Schopenhauer, l'oreiller de la morale


«Dangerous Donkey»

Quoique Kant soit bien trop alambiqué pour demeurer tendance à une époque ou l'ont préfère, pour apprendre à lire aux enfants, en passer par les d'ineptes bandessinées plutôt que par quelque auteur simple et classique, songez un peu au recours sans cesse réitéré, et confit de certitude, à l'idéologie incertaine des « droits de l'homme », avant de lire ces quelques lignes de Schopenhauer, minant les fondements de la morale kantienne : vous verrez en quoi elles frappent juste, dans le mille de l'actuelle tartufferie.

Prenons les choses de haut : il est certes grand temps que l'éthique soit une bonne fois sérieusement soumise à un interrogatoire.
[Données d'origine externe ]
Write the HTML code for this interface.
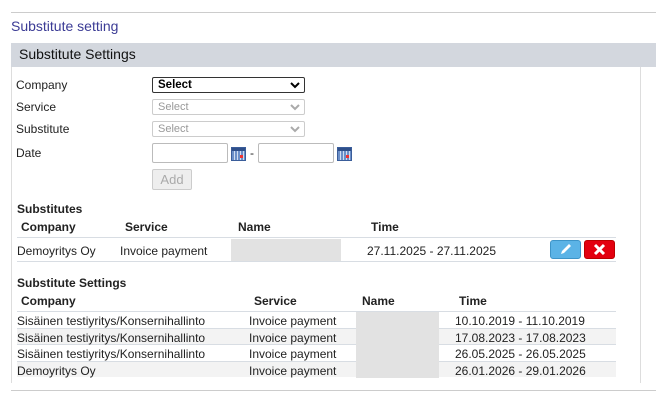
<!DOCTYPE html>
<html><head><meta charset="utf-8"><style>
*{margin:0;padding:0;box-sizing:border-box}
body{width:656px;height:401px;background:#fff;font-family:"Liberation Sans",Arial,sans-serif;font-size:12px;color:#222;position:relative;overflow:hidden}
.a{position:absolute;white-space:nowrap}
.sel{position:absolute;height:16px;border:1px solid #ccc;border-radius:2px;background:#fff;font-size:11px;color:#999;padding-left:5px;line-height:14px}
.sel svg{position:absolute;right:4px;top:4px}
.inp{position:absolute;width:76px;height:20px;border:1px solid #bbb;border-radius:2px;background:#fff}
.cal{position:absolute;width:15px;height:14px;background:repeating-linear-gradient(90deg,#6b8fc8 0 2px,#cfdcf0 2px 3px);border:1px solid #3a5d9a}
.cal:after{content:"";position:absolute;left:8px;top:7px;width:3px;height:3px;background:#e33}
.cal:before{content:"";position:absolute;left:0;top:0;right:0;height:3px;background:#2f4f8a}
.b{font-weight:bold}
.rowbg{position:absolute;left:17px;width:599px;height:16px}
.hl{position:absolute;left:17px;width:599px;height:1px;background:#d8dde3}
</style></head><body>
<div class="a" style="left:11px;top:12px;width:645px;height:1px;background:#ccc"></div>
<div class="a" style="left:11px;top:18px;font-size:14px;color:#3b3b95">Substitute setting</div>
<div class="a" style="left:11px;top:43px;width:645px;height:24px;background:#d3d7de"></div>
<div class="a" style="left:19px;top:46px;font-size:14px;color:#111">Substitute Settings</div>
<div class="a" style="left:11px;top:67px;width:1px;height:316px;background:#ddd"></div>
<div class="a" style="left:640px;top:67px;width:1px;height:316px;background:#ddd"></div>
<div class="a" style="left:11px;top:390px;width:645px;height:1px;background:#ccc"></div>

<div class="a" style="left:16px;top:78px">Company</div>
<div class="a" style="left:16px;top:100px">Service</div>
<div class="a" style="left:16px;top:122px">Substitute</div>
<div class="a" style="left:16px;top:146px">Date</div>

<div class="sel" style="left:152px;top:77px;width:153px;border:1px solid #333;color:#000;font-size:11.5px;font-weight:bold">Select<svg width="10" height="7" viewBox="0 0 10 7"><path d="M1 1l4 4 4-4" stroke="#000" stroke-width="2" fill="none"/></svg></div>
<div class="sel" style="left:152px;top:99px;width:153px">Select<svg width="10" height="7" viewBox="0 0 10 7"><path d="M1 1l4 4 4-4" stroke="#aaa" stroke-width="2" fill="none"/></svg></div>
<div class="sel" style="left:152px;top:121px;width:153px">Select<svg width="10" height="7" viewBox="0 0 10 7"><path d="M1 1l4 4 4-4" stroke="#aaa" stroke-width="2" fill="none"/></svg></div>
<div class="inp" style="left:152px;top:143px"></div>
<div class="cal" style="left:231px;top:147px"></div>
<div class="a" style="left:250px;top:146px">-</div>
<div class="inp" style="left:258px;top:143px"></div>
<div class="cal" style="left:337px;top:147px"></div>
<div class="a" style="left:152px;top:169px;width:40px;height:21px;border:1px solid #ccc;border-radius:2px;background:#eee;color:#aaa;font-size:13px;text-align:center;line-height:19px">Add</div>

<div class="a b" style="left:17px;top:202px">Substitutes</div>
<div class="a b" style="left:21px;top:220px">Company</div>
<div class="a b" style="left:125px;top:220px">Service</div>
<div class="a b" style="left:238px;top:220px">Name</div>
<div class="a b" style="left:371px;top:220px">Time</div>
<div class="hl" style="top:237px"></div>
<div class="a" style="left:231px;top:239px;width:110px;height:22px;background:#e2e2e2"></div>
<div class="a" style="left:17px;top:244px">Demoyritys Oy</div>
<div class="a" style="left:120px;top:244px">Invoice payment</div>
<div class="a" style="left:367px;top:244px">27.11.2025 - 27.11.2025</div>
<div class="a" style="left:550px;top:240px;width:31px;height:19px;background:#5bb3e6;border:1px solid #3d94c8;border-radius:3px"><svg width="29" height="17" viewBox="0 0 29 17"><path d="M10 13l1-3 7-7 2 2-7 7z" fill="#fff"/></svg></div>
<div class="a" style="left:584px;top:240px;width:31px;height:19px;background:#e3000f;border:1px solid #b00;border-radius:3px"><svg width="29" height="17" viewBox="0 0 29 17"><path d="M10 4l9 9M19 4l-9 9" stroke="#fff" stroke-width="3"/></svg></div>
<div class="hl" style="top:261px"></div>

<div class="a b" style="left:17px;top:276px">Substitute Settings</div>
<div class="a b" style="left:21px;top:294px">Company</div>
<div class="a b" style="left:254px;top:294px">Service</div>
<div class="a b" style="left:362px;top:294px">Name</div>
<div class="a b" style="left:459px;top:294px">Time</div>
<div class="hl" style="top:311px"></div>
<div class="rowbg" style="top:328px;background:#f3f3f3"></div>
<div class="rowbg" style="top:361px;background:#f3f3f3"></div>
<div class="hl" style="top:328px"></div>
<div class="hl" style="top:344px"></div>
<div class="hl" style="top:361px"></div>
<div class="a" style="left:356px;top:312px;width:83px;height:66px;background:#e2e2e2"></div>
<div class="a" style="left:17px;top:314px">Sisäinen testiyritys/Konsernihallinto</div>
<div class="a" style="left:249px;top:314px">Invoice payment</div>
<div class="a" style="left:455px;top:314px">10.10.2019 - 11.10.2019</div>
<div class="a" style="left:17px;top:331px">Sisäinen testiyritys/Konsernihallinto</div>
<div class="a" style="left:249px;top:331px">Invoice payment</div>
<div class="a" style="left:455px;top:331px">17.08.2023 - 17.08.2023</div>
<div class="a" style="left:17px;top:347px">Sisäinen testiyritys/Konsernihallinto</div>
<div class="a" style="left:249px;top:347px">Invoice payment</div>
<div class="a" style="left:455px;top:347px">26.05.2025 - 26.05.2025</div>
<div class="a" style="left:17px;top:364px">Demoyritys Oy</div>
<div class="a" style="left:249px;top:364px">Invoice payment</div>
<div class="a" style="left:455px;top:364px">26.01.2026 - 29.01.2026</div>
</body></html>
Depuis plus d'un demi-siècle, elle repose sur cet oreiller commode, disposé pour elle par Kant, l'« impératif catégorique de la raison pratique ». De nos jours, toutefois, cet impératif a pris le nom moins pompeux, mais plus insinuant et plus populaire, de « loi morale » : sous ce titre, après une légère inclinaison devant la raison et l'expérience, il se glisse en cachette dans la maison ; une fois là, il commande ; on n'en voit plus la fin ; il ne rend plus de comptes.
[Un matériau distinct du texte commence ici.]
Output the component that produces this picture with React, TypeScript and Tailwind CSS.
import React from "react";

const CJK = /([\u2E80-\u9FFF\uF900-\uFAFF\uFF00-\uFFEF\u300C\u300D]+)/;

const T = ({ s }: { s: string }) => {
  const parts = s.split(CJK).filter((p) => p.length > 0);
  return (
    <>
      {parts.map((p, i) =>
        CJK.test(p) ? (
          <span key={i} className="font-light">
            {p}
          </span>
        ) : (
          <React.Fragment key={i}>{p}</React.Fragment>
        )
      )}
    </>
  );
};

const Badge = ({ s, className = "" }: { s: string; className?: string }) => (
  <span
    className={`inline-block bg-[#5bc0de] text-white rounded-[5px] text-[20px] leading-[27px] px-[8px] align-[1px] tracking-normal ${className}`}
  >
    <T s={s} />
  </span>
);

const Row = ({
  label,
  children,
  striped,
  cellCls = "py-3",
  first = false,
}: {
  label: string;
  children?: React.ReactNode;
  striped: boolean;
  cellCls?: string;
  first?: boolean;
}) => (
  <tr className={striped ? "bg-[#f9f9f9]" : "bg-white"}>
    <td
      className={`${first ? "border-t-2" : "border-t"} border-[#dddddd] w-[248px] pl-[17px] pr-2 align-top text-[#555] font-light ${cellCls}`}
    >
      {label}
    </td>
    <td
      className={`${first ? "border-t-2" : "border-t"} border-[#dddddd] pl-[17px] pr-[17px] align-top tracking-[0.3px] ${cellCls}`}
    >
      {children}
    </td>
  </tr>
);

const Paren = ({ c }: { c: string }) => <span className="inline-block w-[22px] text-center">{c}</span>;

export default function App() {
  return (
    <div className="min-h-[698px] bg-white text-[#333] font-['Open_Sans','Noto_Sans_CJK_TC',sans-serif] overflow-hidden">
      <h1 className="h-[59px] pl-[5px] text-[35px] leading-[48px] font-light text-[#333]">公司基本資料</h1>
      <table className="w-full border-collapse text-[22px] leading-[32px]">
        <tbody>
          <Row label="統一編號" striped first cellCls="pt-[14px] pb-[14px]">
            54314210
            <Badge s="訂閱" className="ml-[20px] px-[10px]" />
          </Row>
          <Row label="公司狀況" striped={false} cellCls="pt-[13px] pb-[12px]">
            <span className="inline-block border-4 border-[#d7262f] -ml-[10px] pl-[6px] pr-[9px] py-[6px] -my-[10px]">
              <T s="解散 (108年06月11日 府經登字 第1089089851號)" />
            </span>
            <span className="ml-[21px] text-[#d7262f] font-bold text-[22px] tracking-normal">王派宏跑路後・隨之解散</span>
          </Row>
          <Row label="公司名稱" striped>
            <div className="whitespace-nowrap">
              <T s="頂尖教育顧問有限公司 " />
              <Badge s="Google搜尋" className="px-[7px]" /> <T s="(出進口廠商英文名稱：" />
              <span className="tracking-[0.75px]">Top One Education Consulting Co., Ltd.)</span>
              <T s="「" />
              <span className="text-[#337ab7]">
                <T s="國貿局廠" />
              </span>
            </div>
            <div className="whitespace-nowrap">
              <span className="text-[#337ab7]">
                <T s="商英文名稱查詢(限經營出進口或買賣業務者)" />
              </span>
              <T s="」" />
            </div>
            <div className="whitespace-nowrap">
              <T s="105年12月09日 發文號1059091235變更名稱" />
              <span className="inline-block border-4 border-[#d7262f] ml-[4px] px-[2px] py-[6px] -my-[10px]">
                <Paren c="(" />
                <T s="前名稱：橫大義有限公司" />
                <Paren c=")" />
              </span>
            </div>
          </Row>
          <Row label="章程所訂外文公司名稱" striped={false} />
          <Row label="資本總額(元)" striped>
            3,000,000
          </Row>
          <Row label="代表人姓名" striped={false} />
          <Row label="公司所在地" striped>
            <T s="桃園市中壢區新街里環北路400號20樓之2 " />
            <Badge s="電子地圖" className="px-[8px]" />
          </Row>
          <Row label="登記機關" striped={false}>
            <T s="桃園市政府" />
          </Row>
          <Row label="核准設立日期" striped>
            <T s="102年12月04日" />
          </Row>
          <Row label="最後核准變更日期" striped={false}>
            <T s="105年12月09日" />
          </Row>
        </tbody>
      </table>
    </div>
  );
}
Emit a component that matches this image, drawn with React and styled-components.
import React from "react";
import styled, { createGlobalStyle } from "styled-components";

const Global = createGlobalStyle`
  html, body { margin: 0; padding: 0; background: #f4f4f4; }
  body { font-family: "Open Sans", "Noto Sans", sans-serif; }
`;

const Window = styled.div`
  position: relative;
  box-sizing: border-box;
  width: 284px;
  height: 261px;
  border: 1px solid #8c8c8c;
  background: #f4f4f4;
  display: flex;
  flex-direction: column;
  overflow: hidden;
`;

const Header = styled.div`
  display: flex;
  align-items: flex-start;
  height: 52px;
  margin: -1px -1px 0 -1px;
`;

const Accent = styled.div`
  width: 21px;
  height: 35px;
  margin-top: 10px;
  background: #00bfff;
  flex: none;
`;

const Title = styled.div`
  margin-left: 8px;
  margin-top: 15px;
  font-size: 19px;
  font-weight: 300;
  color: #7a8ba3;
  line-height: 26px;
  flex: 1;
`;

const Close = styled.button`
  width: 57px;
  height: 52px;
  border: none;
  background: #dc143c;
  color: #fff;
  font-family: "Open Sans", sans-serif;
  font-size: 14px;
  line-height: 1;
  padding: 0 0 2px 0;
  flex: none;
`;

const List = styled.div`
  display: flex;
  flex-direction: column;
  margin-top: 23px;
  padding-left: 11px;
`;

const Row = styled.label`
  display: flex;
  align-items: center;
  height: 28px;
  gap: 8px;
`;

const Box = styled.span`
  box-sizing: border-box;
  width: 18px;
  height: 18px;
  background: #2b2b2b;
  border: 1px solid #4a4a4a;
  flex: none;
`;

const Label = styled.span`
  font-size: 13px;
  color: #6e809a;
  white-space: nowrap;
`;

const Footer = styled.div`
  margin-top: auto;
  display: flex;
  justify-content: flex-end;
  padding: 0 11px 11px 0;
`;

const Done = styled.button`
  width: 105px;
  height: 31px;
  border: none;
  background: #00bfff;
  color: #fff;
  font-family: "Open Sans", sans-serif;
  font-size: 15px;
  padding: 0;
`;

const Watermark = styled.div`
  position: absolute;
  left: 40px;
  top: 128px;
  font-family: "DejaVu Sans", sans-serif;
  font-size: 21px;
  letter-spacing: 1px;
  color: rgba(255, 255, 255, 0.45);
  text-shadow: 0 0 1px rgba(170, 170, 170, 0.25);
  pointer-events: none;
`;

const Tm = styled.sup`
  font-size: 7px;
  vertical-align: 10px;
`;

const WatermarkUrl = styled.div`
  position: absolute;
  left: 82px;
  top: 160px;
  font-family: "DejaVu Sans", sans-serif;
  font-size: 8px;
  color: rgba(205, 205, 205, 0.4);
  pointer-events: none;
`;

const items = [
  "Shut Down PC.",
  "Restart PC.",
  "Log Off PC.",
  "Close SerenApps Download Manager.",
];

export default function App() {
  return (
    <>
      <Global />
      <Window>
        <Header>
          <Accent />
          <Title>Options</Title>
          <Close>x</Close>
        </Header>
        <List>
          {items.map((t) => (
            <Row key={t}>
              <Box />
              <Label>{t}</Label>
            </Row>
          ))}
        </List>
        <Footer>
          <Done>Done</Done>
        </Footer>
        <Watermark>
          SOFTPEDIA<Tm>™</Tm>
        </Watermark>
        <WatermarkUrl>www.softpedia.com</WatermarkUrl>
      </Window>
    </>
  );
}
— Kant était l'inventeur de cette belle chose, il s'en était servi pour chasser d'autres erreurs plus grossières ; il s'y reposa donc : cela était juste et nécessaire. Mais d'être réduit à voir, sur cet oreiller qu'il a arrangé et qui depuis n'a cessé de s'élargir, se rouler à leur tour les ânes, cela est dur ; les ânes, je veux dire ces faiseurs d'abrégés que nous voyons tous les jours, avec cette tranquille assurance qui est le privilège des imbéciles, se figurer qu'ils ont fondé l'éthique, parce qu'ils ont fait appel à cette fameuse « loi morale » qui, dit-on, habite dans notre raison, et parce qu'après cela, avec leurs phrases embrouillées […] ils ont réussi à rendre inintelligible les relations morales les plus claires et les plus simples : durant tout ce travail, bien entendu, pas une fois ils ne se sont demandé sérieusement en réalité s'il y avait une telle « loi morale », une sorte de Code de l'éthique gravé dans notre tête, dans notre sein, ou dans notre cœur.
[…]
Mais des concepts purs a priori, des concepts qui ne contiennent rien, rien d’emprunté à l’expérience interne ou externe, voilà les points d’appui de la morale. Des coquilles sans noyau. Qu’on pèse bien le sens de ces mots : c’est la conscience humaine et à la fois le monde extérieur tout entier, avec tous les faits d’expérience, tous les faits y contenus, qu’on enlève de dessous nos pieds. Nous n’avons plus rien sur quoi poser. À quoi donc nous rattacher ? À une paire de concepts tout abstraits, et parfaitement vides, et qui planent comme nous dans l’air.

A. Schopenhauer, Le Fondement de la morale, trad. Burdeau, LGF, 1991, pp. 37-38 & 58.